EXPLORATORIUM, SAN FRANCISCO, CALIFORNIA

Photo courtesy of Inpro

The Exploratorium in San Francisco is a modern, net-zero facility with a facade that fits its history and surroundings. The expansion joint system contributes to the energy efficiency and sustainability of this structure.

The Exploratorium was opened by Frank Oppenheimer in 1969 and is located at the Palace of Fine Arts in San Francisco. Nearby are Pier 17, built in 1912, and Pier 15, built in 1915, with a major renovation in 1931. During a recent renovation of The Exploratorium, the architect wanted to create a LEED Gold, net-zero facility that was resistant to seismic movements, while also providing protection against fire and moisture from precipitation and the nearby saltwater from the San Francisco Bay.
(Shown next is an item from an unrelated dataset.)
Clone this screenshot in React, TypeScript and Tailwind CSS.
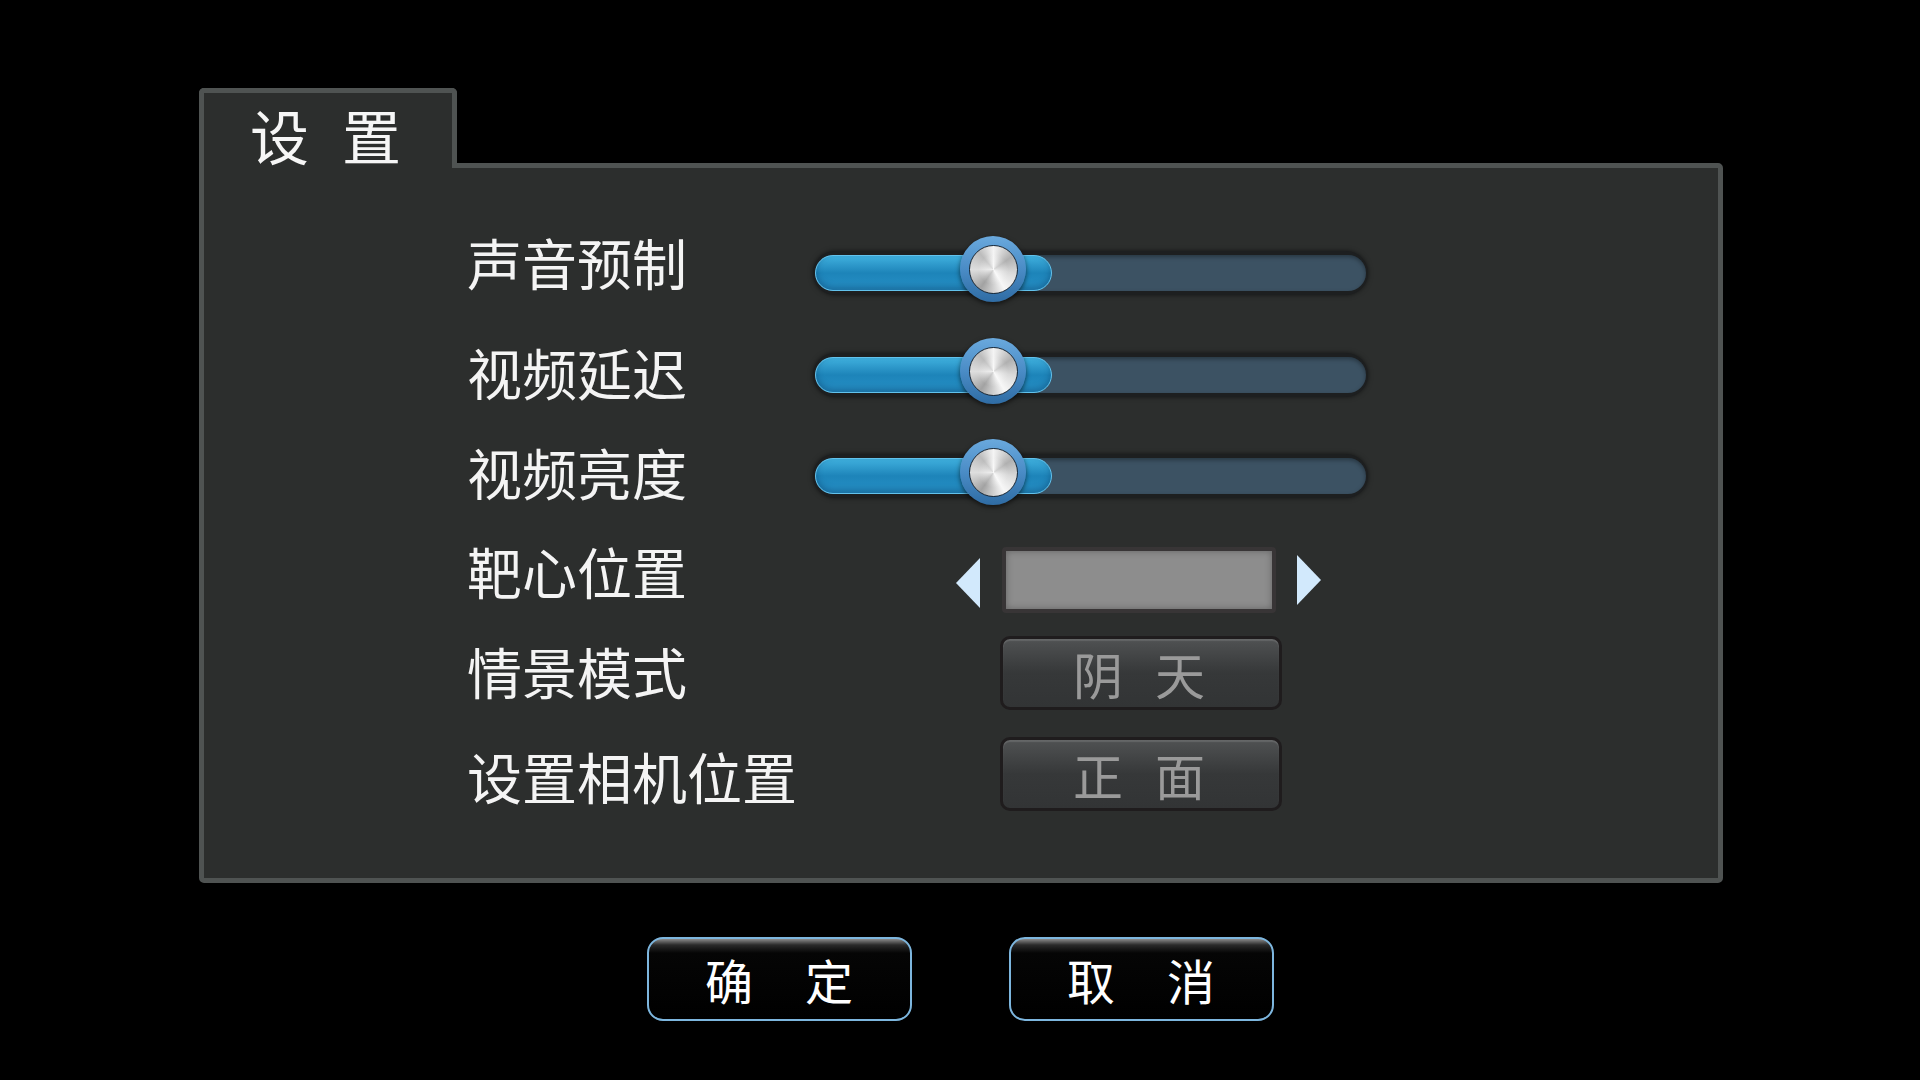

The facade of this contemporary building would still blend in with its historical surroundings while utilizing the latest technology to keep occupants safe and comfortable.

A single manufacturer was specified to provide the entire expansion joint and barrier package for the Exploratorium project. Almost 1,500 linear feet of interior and exterior seismic expansion joints are used throughout the building. Joint widths varied from 8 inches to as wide as 27 inches. Of the 1,500 linear feet, nearly 95 percent of the joint systems were custom designed and built, including several joints incorporating 3/8-inch-thick aluminum diamond plate. Where these joints bridged fire separation areas, waterproof fire barriers were specified and installed. The fire ratings were needed to maintain the safety of the walls, floors, and roof systems that made up the fire separations. The waterproof component was needed to withstand the moist and humid conditions of being over the water. Designers also specified specific coatings on many of the exposed joint systems to fight saltwater degradation and assure durability.